Her creativity also found expression through her training in Bharatnatyam and Odissi. An accomplished dancer, Shraddha has represented India in various countries, including France, Malaysia and Singapore. The amalgamation of these two fields predominantly influences the imagery in her works on canvas.
“When I started my journey with oil paintings 18 years ago, art galleries were not accessible to many. Senior artists JMS Mani and Milind Nayak have been pillars of support and nudged me to keep at it relentlessly,” says Shraddha.
As a child, she visited art galleries with her father. “I always make it a point to continue this habit whenever I travel, whether in India or abroad. All things vintage and historical appeal to me, partly because of the place of my birth and partly because my father was an avid collector of anything vintage,” says the artist and mother of two.
Through rhythmic forms, colours and textures, Shraddha creates thought-provoking and inspiring paintings. Her work combines traditional Indian values and modern experiences with the expression of beauty and humanity.
Looking at the assortment of her work, hung up in virtually every room of her home, it is easy for even the uninitiated to see that she has evolved as a painter rather swiftly. Her early works she calls ‘Shadows’ and one can see why, soon enough.
“My affinity to architecture resulted in the series of paintings called ‘Shadows’. I worked on themes that lend themselves to perspective and space. It is an attempt to capture the beautifully crafted and carved stonework of our historical past. I love the subject for its sheer contrast. The moment I add shadows, the image starts coming alive to me. I have used visible brush strokes, unusual visual angles and light in its changing qualities in a monochromatic colour scheme,” she explains.

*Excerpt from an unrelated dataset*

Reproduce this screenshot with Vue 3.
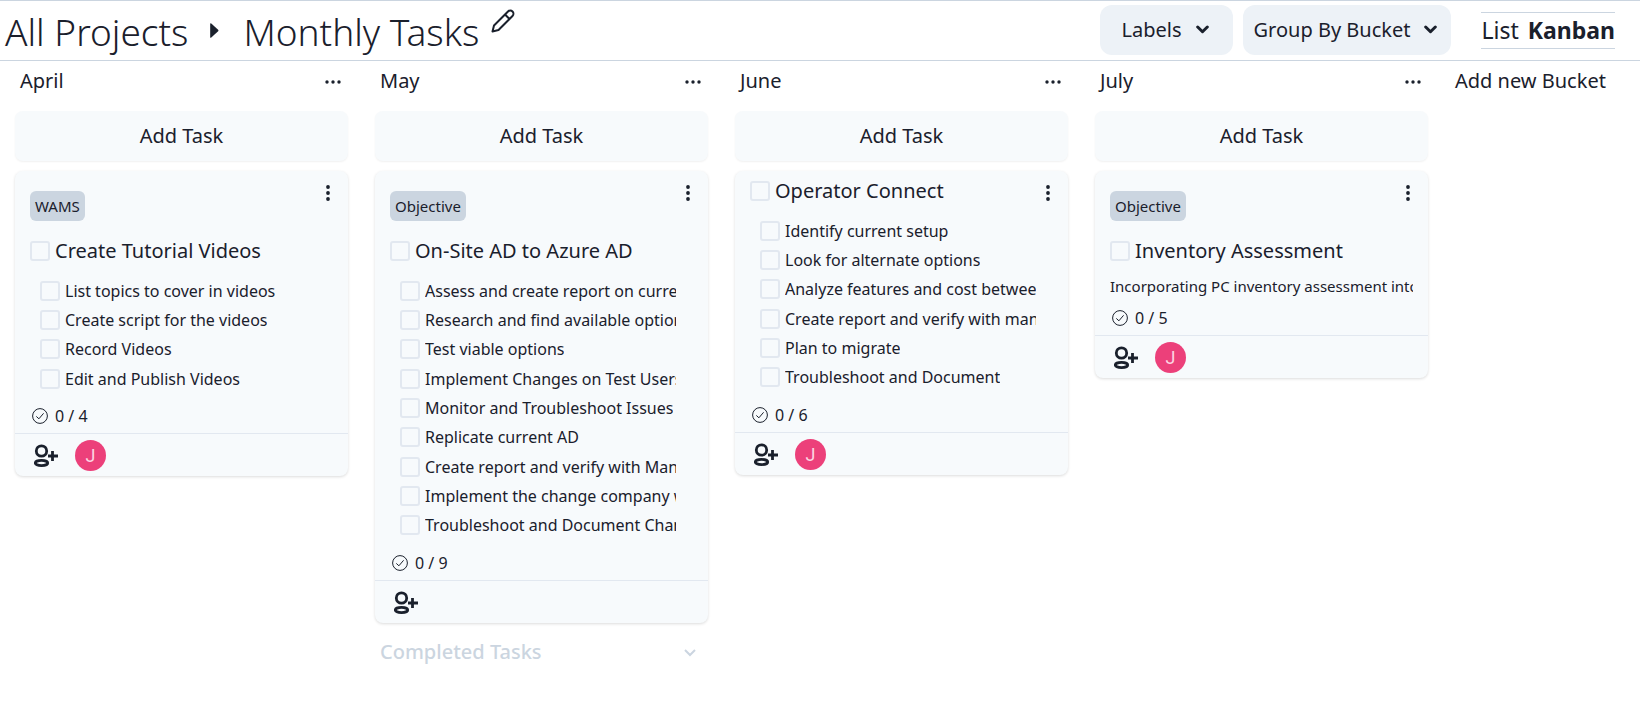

Her ‘Qutub Complex’ series captures her eye for detail and love for architecture and design. ‘A Journey Within’ focuses “on my thoughts and ideas of Indian culture and teachings of Buddha—what we think we become”.
The creator of inspiring art says she finds her own inspiration in quietude. “Being with myself and in silence and going on regular spiritual retreats with my most wonderful and supportive husband Susheel has given me inner strength and insights which I believe reflects in my work.”
Shraddha parts with a tip on appreciating and enjoying art. “When you look at a painting and it appears abstract, ask yourself whether it makes you feel good. There is no need to analyse it. Every time you look at it, it’s possible that new meanings and interpretations emerge.”